History and background
The City of Portland has had some form of audible pedestrian signal for over 20 years. In installing these devices, staff worked closely with the requester to identify specific needs.
  • In the late 1970's City staff installed buzzer-like devices at three intersections on request basis. These buzzers were inexpensive devices purchased from a local electronics store. The buzzer was only activated with a normal pedestrian push button call.
  • During the late 1980's the City began using an inexpensive Mallory chime as an audible device. It was installed in some fixed timed intersections as well as actuated intersections.
  • By 1995 the City had ten signalized intersections with audible devices.
  • In 1996 the City decided that a more formal policy was necessary and a process was implemented, which was revised in 1999 by a Citizens Advisory Committee.
During the past five years the City has greatly expanded its program.
By mid-2003, the City had 53 signalized intersections with some form
of audible signal.

The City of Portland was awarded a Pedestrian Project Award for 2003 from ITE and the Partnership for a Walkable America. The award was for the Elderly and Mobility category for Portland's project to retrofit existing signals with APS.

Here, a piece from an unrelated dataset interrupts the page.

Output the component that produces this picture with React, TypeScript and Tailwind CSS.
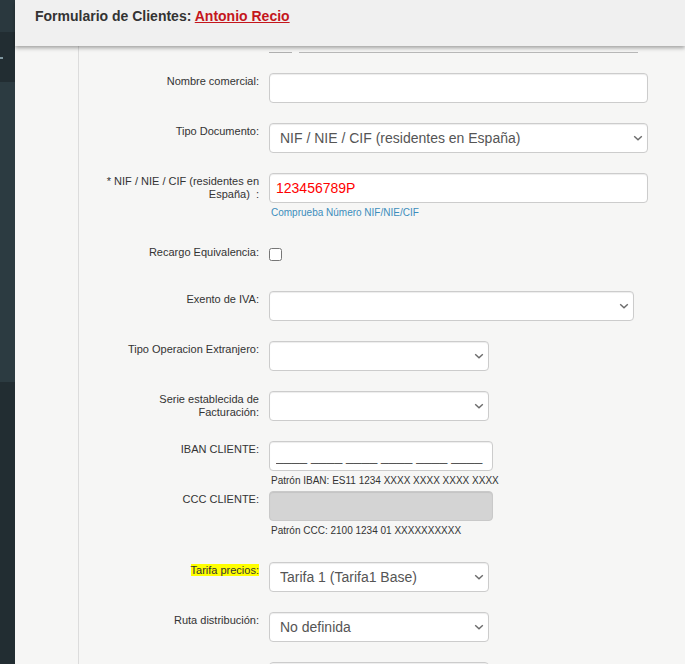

  APS mounted over 12 feet high on the pole broadcast speech messages at this location in Portland. 
            City engineers expressed concerns about intellibibility of the message.
APS mounted over 12 feet high on the pole broadcast speech messages at this location in Portland. City engineers expressed concerns about intelligibility of the message.

Process and procedure
A formal policy was established in 1996.
  • City staff assembled a stakeholders group, which included representation from the Oregon Council of the Blind, the National Federation of the Blind, the Oregon Commission for the Blind, Independent Living Resources, and other groups representing both the visually impaired community and mobility instructors.
  • The policy was developed over a series of three meetings (see City of Portland procedures and evaluation form in Appendix D).
Key points of policy:
  • Audible signals are installed only on a request basis.
  • The intersection has to have some unique or unusual characteristics that warrant the addition of an audible signal.
  • Referral to a mobility specialist is required; this service is provided through an agreement with Oregon Commission for the Blind. In some instances the crossing problems may be related to a lack of user skills that might be better addressed by further training.
In mid-1999 the requests for audible signals outstripped City resources for the program. A citizens advisory committee (CAC) was activated to review and rank the requests.
  • The CAC and City staff started with a ranking process similar to that used in the City of Los Angeles.
  • Staff applied the criteria to ten intersections on the request list. CAC made some revisions to the scoring criteria (See Appendix D).
  • Scoring materials were developed. The electrician responsible for the installations and a mobility instructor from the Oregon Commission for the Blind meet the requester at the candidate intersection to better understand the user’s needs and concerns. After agreeing that some sort of audible signal is a viable solution, the City staff person and mobility instructor complete field aspects of the scoring form. Information such as volumes and accidents is gathered by office staff from existing City records and added to the scoring form.
  • CAC meets semi-annually to rank the requests.
From 1996 through 2000, the City used approximately $150,000 in general transportation funds to install APS. That funding source for APS has been lost. To continue with new installations, the City received over $200,000 in transit mobility funds from the local transit agency. However, that grant expires in July 2004 and no replacement funding source has been identified yet.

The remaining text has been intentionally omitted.